WRITTEN EXERCISE:
The material below should be written out in full and exactly; pictures stay out of the copy.

SOURCE EXCERPT:
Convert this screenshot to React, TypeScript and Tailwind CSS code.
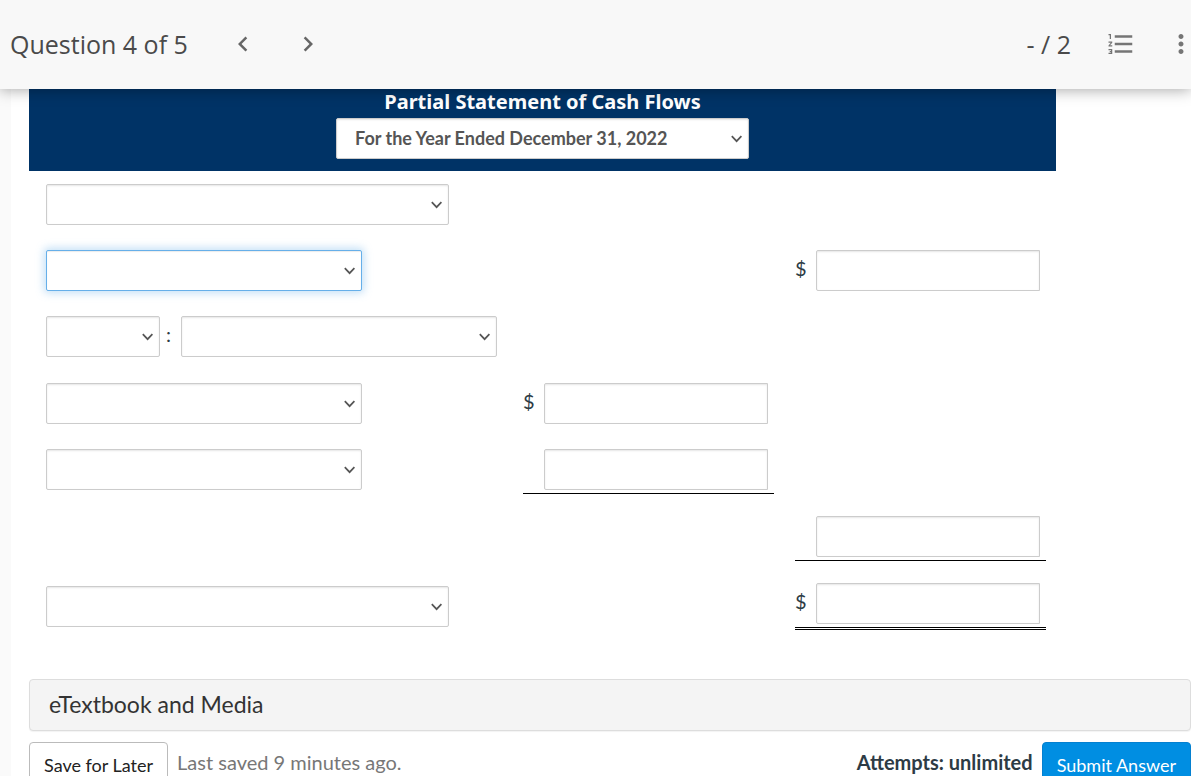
import { useState } from "react";
import type { ReactNode } from "react";
import {
  MdChevronLeft,
  MdChevronRight,
  MdFormatListNumbered,
  MdMoreVert,
} from "react-icons/md";

type PickerProps = {
  label: string;
  width: string;
  options?: string[];
  active?: boolean;
  bold?: boolean;
};

function Picker({ label, width, options = [""], active, bold }: PickerProps) {
  const [value, setValue] = useState(options[0]);

  return (
    <div className={`relative inline-block align-top ${width}`}>
      <select
        aria-label={label}
        value={value}
        onChange={(e) => setValue(e.target.value)}
        className={`block h-[41px] w-full appearance-none rounded-xs border bg-white pr-8 pb-0.5 pl-[18px] text-lg text-[#555] outline-none ${
          bold ? "font-bold" : ""
        } ${
          active
            ? "border-[#66afe9] shadow-[inset_0_1px_1px_rgba(0,0,0,0.08),0_0_8px_2px_rgba(102,175,233,0.4)]"
            : "border-[#ccc] shadow-[inset_0_1px_2px_rgba(0,0,0,0.1)]"
        }`}
      >
        {options.map((o) => (
          <option key={o} value={o}>
            {o}
          </option>
        ))}
      </select>
      <svg
        viewBox="0 0 12 8"
        className="pointer-events-none absolute top-[17px] right-[6px] h-2 w-3"
        fill="none"
        stroke="#555"
        strokeWidth="1.7"
      >
        <path d="M.8 1.200 5.600 6.200l4.800-5" />
      </svg>
    </div>
  );
}

type AmountProps = {
  label: string;
  dollar?: boolean;
  rule?: "single" | "double";
};

function Amount({ label, dollar, rule }: AmountProps) {
  const [value, setValue] = useState("");

  return (
    <div
      className={`flex w-[251px] ${
        rule === "single" ? "border-b border-black pb-[3px]" : ""
      } ${rule === "double" ? "border-b-3 border-double border-black pb-[3px]" : ""}`}
    >
      <span className="w-[21px] pt-1 text-xl">{dollar ? "$" : ""}</span>
      <input
        type="text"
        aria-label={label}
        value={value}
        onChange={(e) => setValue(e.target.value)}
        className="h-[41px] w-[224px] rounded-l-xs border border-[#ccc] bg-white px-3 text-right text-lg shadow-[inset_0_1px_2px_rgba(0,0,0,0.1)] outline-none"
      />
    </div>
  );
}

type RowProps = {
  account?: ReactNode;
  inner?: ReactNode;
  total?: ReactNode;
  middle?: boolean;
};

function Row({ account, inner, total, middle }: RowProps) {
  const align = middle ? "align-middle" : "align-top";
  return (
    <tr>
      <td className={`pt-[13px] pb-[9px] pl-[17px] ${align}`}>{account}</td>
      <td className={`w-[272px] pt-[13px] pb-[9px] ${align}`}>{inner}</td>
      <td className={`w-[261px] pt-[13px] pb-[9px] ${align}`}>{total}</td>
    </tr>
  );
}

function TopBar() {
  return (
    <header className="relative z-10 flex h-[89px] shrink-0 items-center justify-between bg-[#f8f8f8] pl-[10px] font-['Open_Sans',sans-serif] text-[25px] text-[#4a4a4a] shadow-[0_1px_14px_rgba(0,0,0,0.35)]">
      <div className="flex items-center">
        <h1>Question 4 of 5</h1>
        <nav className="mb-0.5 ml-10 flex gap-[35px] text-[#666]">
          <button aria-label="Previous question">
            <MdChevronLeft size={30} />
          </button>
          <button aria-label="Next question">
            <MdChevronRight size={30} />
          </button>
        </nav>
      </div>
      <div className="flex items-center gap-[35px]">
        <span>- / 2</span>
        <button aria-label="Question list" className="mb-0.5 text-[#757575]">
          <MdFormatListNumbered size={30} />
        </button>
        <button aria-label="More" className="mb-0.5 flex w-5 justify-center text-[#757575]">
          <MdMoreVert size={30} className="shrink-0" />
        </button>
      </div>
    </header>
  );
}

function Statement() {
  return (
    <div className="mr-[135px]">
      <table className="w-full table-auto border-collapse">
        <thead>
          <tr>
            <th colSpan={3} className="bg-[#003366] pt-px pb-3 text-center">
              <div className="mb-1 font-['Noto_Sans','Open_Sans',sans-serif] text-xl leading-6 font-bold text-white">
                Partial Statement of Cash Flows
              </div>
              <Picker
                label="Statement period"
                width="w-[413px]"
                options={["For the Year Ended December 31, 2022"]}
                bold
              />
            </th>
          </tr>
        </thead>
        <tbody className="[&>tr]:h-[66px]">
          <Row account={<Picker label="Section heading" width="w-[403px]" />} />
          <Row
            account={<Picker label="First account" width="w-[316px]" active />}
            total={<Amount label="First amount" dollar />}
          />
          <Row
            account={
              <div className="flex pb-1">
                <Picker label="Add or less" width="w-[114px]" />
                <span className="w-[21px] pt-1 pl-[6px] text-xl">:</span>
                <Picker label="Adjustment heading" width="w-[316px]" />
              </div>
            }
          />
          <Row
            account={<Picker label="First adjustment" width="w-[316px]" />}
            inner={<Amount label="First adjustment amount" dollar />}
          />
          <Row
            account={<Picker label="Second adjustment" width="w-[316px]" />}
            inner={<Amount label="Second adjustment amount" rule="single" />}
          />
          <Row total={<Amount label="Total adjustments" rule="single" />} />
          <Row
            account={<Picker label="Closing line" width="w-[403px]" />}
            total={<Amount label="Closing amount" dollar rule="double" />}
            middle
          />
        </tbody>
      </table>
    </div>
  );
}

export default function App() {
  return (
    <div className="flex h-screen flex-col overflow-hidden bg-[#fafafa] font-['Lato',sans-serif] text-[#2d3b45]">
      <TopBar />
      <main className="ml-[11px] grow bg-white pl-[18px]">
        <Statement />

        <button className="mt-10 block h-[52px] w-full rounded-sm border border-[#ddd] bg-[#f4f4f4] pb-0.5 pl-[19px] text-left text-[23px] text-[#333] shadow-[0_1px_1px_rgba(0,0,0,0.05)]">
          eTextbook and Media
        </button>

        <div className="mt-[11px] flex items-start text-xl">
          <button className="h-12 rounded-sm border border-[#bbb] bg-white px-[14px] pb-0.5 text-lg text-[#222]">
            Save for Later
          </button>
          <p className="mt-[6px] ml-[9px] text-[#777]">Last saved 9 minutes ago.</p>
          <p className="mt-[6px] mr-[9px] ml-auto font-bold">Attempts: unlimited</p>
          <button className="h-12 rounded-sm border border-[#0480d0] bg-[#008ee2] px-[14px] pb-0.5 text-lg text-white">
            Submit Answer
          </button>
        </div>
      </main>
    </div>
  );
}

OUTPUT OF THE EXERCISE:
Convert this screenshot to React, TypeScript and Tailwind CSS code.
import { useState } from "react";
import type { ReactNode } from "react";
import {
  MdChevronLeft,
  MdChevronRight,
  MdFormatListNumbered,
  MdMoreVert,
} from "react-icons/md";

type PickerProps = {
  label: string;
  width: string;
  options?: string[];
  active?: boolean;
  bold?: boolean;
};

function Picker({ label, width, options = [""], active, bold }: PickerProps) {
  const [value, setValue] = useState(options[0]);

  return (
    <div className={`relative inline-block align-top ${width}`}>
      <select
        aria-label={label}
        value={value}
        onChange={(e) => setValue(e.target.value)}
        className={`block h-[41px] w-full appearance-none rounded-xs border bg-white pr-8 pb-0.5 pl-[18px] text-lg text-[#555] outline-none ${
          bold ? "font-bold" : ""
        } ${
          active
            ? "border-[#66afe9] shadow-[inset_0_1px_1px_rgba(0,0,0,0.08),0_0_8px_2px_rgba(102,175,233,0.4)]"
            : "border-[#ccc] shadow-[inset_0_1px_2px_rgba(0,0,0,0.1)]"
        }`}
      >
        {options.map((o) => (
          <option key={o} value={o}>
            {o}
          </option>
        ))}
      </select>
      <svg
        viewBox="0 0 12 8"
        className="pointer-events-none absolute top-[17px] right-[6px] h-2 w-3"
        fill="none"
        stroke="#555"
        strokeWidth="1.7"
      >
        <path d="M.8 1.200 5.600 6.200l4.800-5" />
      </svg>
    </div>
  );
}

type AmountProps = {
  label: string;
  dollar?: boolean;
  rule?: "single" | "double";
};

function Amount({ label, dollar, rule }: AmountProps) {
  const [value, setValue] = useState("");

  return (
    <div
      className={`flex w-[251px] ${
        rule === "single" ? "border-b border-black pb-[3px]" : ""
      } ${rule === "double" ? "border-b-3 border-double border-black pb-[3px]" : ""}`}
    >
      <span className="w-[21px] pt-1 text-xl">{dollar ? "$" : ""}</span>
      <input
        type="text"
        aria-label={label}
        value={value}
        onChange={(e) => setValue(e.target.value)}
        className="h-[41px] w-[224px] rounded-l-xs border border-[#ccc] bg-white px-3 text-right text-lg shadow-[inset_0_1px_2px_rgba(0,0,0,0.1)] outline-none"
      />
    </div>
  );
}

type RowProps = {
  account?: ReactNode;
  inner?: ReactNode;
  total?: ReactNode;
  middle?: boolean;
};

function Row({ account, inner, total, middle }: RowProps) {
  const align = middle ? "align-middle" : "align-top";
  return (
    <tr>
      <td className={`pt-[13px] pb-[9px] pl-[17px] ${align}`}>{account}</td>
      <td className={`w-[272px] pt-[13px] pb-[9px] ${align}`}>{inner}</td>
      <td className={`w-[261px] pt-[13px] pb-[9px] ${align}`}>{total}</td>
    </tr>
  );
}

function TopBar() {
  return (
    <header className="relative z-10 flex h-[89px] shrink-0 items-center justify-between bg-[#f8f8f8] pl-[10px] font-['Open_Sans',sans-serif] text-[25px] text-[#4a4a4a] shadow-[0_1px_14px_rgba(0,0,0,0.35)]">
      <div className="flex items-center">
        <h1>Question 4 of 5</h1>
        <nav className="mb-0.5 ml-10 flex gap-[35px] text-[#666]">
          <button aria-label="Previous question">
            <MdChevronLeft size={30} />
          </button>
          <button aria-label="Next question">
            <MdChevronRight size={30} />
          </button>
        </nav>
      </div>
      <div className="flex items-center gap-[35px]">
        <span>- / 2</span>
        <button aria-label="Question list" className="mb-0.5 text-[#757575]">
          <MdFormatListNumbered size={30} />
        </button>
        <button aria-label="More" className="mb-0.5 flex w-5 justify-center text-[#757575]">
          <MdMoreVert size={30} className="shrink-0" />
        </button>
      </div>
    </header>
  );
}

function Statement() {
  return (
    <div className="mr-[135px]">
      <table className="w-full table-auto border-collapse">
        <thead>
          <tr>
            <th colSpan={3} className="bg-[#003366] pt-px pb-3 text-center">
              <div className="mb-1 font-['Noto_Sans','Open_Sans',sans-serif] text-xl leading-6 font-bold text-white">
                Partial Statement of Cash Flows
              </div>
              <Picker
                label="Statement period"
                width="w-[413px]"
                options={["For the Year Ended December 31, 2022"]}
                bold
              />
            </th>
          </tr>
        </thead>
        <tbody className="[&>tr]:h-[66px]">
          <Row account={<Picker label="Section heading" width="w-[403px]" />} />
          <Row
            account={<Picker label="First account" width="w-[316px]" active />}
            total={<Amount label="First amount" dollar />}
          />
          <Row
            account={
              <div className="flex pb-1">
                <Picker label="Add or less" width="w-[114px]" />
                <span className="w-[21px] pt-1 pl-[6px] text-xl">:</span>
                <Picker label="Adjustment heading" width="w-[316px]" />
              </div>
            }
          />
          <Row
            account={<Picker label="First adjustment" width="w-[316px]" />}
            inner={<Amount label="First adjustment amount" dollar />}
          />
          <Row
            account={<Picker label="Second adjustment" width="w-[316px]" />}
            inner={<Amount label="Second adjustment amount" rule="single" />}
          />
          <Row total={<Amount label="Total adjustments" rule="single" />} />
          <Row
            account={<Picker label="Closing line" width="w-[403px]" />}
            total={<Amount label="Closing amount" dollar rule="double" />}
            middle
          />
        </tbody>
      </table>
    </div>
  );
}

export default function App() {
  return (
    <div className="flex h-screen flex-col overflow-hidden bg-[#fafafa] font-['Lato',sans-serif] text-[#2d3b45]">
      <TopBar />
      <main className="ml-[11px] grow bg-white pl-[18px]">
        <Statement />

        <button className="mt-10 block h-[52px] w-full rounded-sm border border-[#ddd] bg-[#f4f4f4] pb-0.5 pl-[19px] text-left text-[23px] text-[#333] shadow-[0_1px_1px_rgba(0,0,0,0.05)]">
          eTextbook and Media
        </button>

        <div className="mt-[11px] flex items-start text-xl">
          <button className="h-12 rounded-sm border border-[#bbb] bg-white px-[14px] pb-0.5 text-lg text-[#222]">
            Save for Later
          </button>
          <p className="mt-[6px] ml-[9px] text-[#777]">Last saved 9 minutes ago.</p>
          <p className="mt-[6px] mr-[9px] ml-auto font-bold">Attempts: unlimited</p>
          <button className="h-12 rounded-sm border border-[#0480d0] bg-[#008ee2] px-[14px] pb-0.5 text-lg text-white">
            Submit Answer
          </button>
        </div>
      </main>
    </div>
  );
}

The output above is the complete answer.